Corlanes has a reamer, it's about an hour job I was told so you'd be looking at a couple hundred depending on who you use. .243AI seems like a very decent improvement on its parent, sooner or later I'm going to be working with it. I already have a die set that wasn't so easy to track down...
guntech is right, very little if any difference in velocities, even with a bit more powder in the case.
Even the 6mm Rem doesn't give you much more velocity, other than with heavy/long bullets and IMHO it's not enough to worry about.
He lists the benefits to the cartridge case itself.
The one thing it can do, is clean up a sloppy chamber, which may improve accuracy if the reamer is ground to tight specs.
I've done this "upgrade" with 243 chambered rifles that have long or worn throats. Some of those older Rugers were really bad. Setting back the shoulder a couple of threads and re cutting the chamber with the 243AI reamer usually brought accuracy back within acceptable and sometimes excellent parameters.

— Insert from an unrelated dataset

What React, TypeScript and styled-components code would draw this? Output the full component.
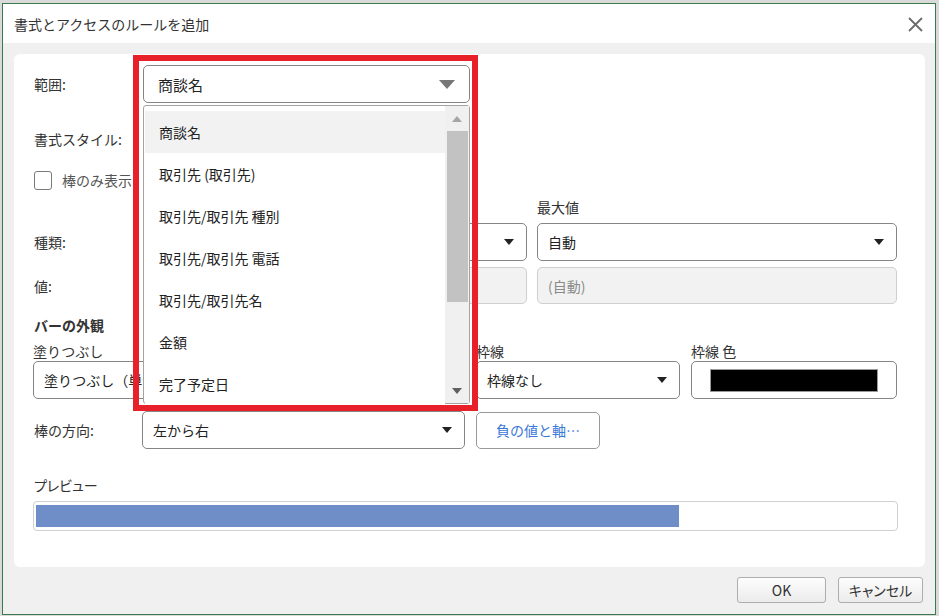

Bores will only burn so much powder. It's the initial pressure curve that will increase or decrease velocities. Increasing a powder charge by 10% doesn't mean you will get a 10% increase in velocities. It could mean you get a dramatic increase in initial pressure spikes as you reach the saturation point.
Once you reach that saturation point, pressures spikes become higher but velocities don't increase noticeably in proportion.
That being said, the 243AI is a worthwhile upgrade IMHO, if only for better results from the reloading aspect.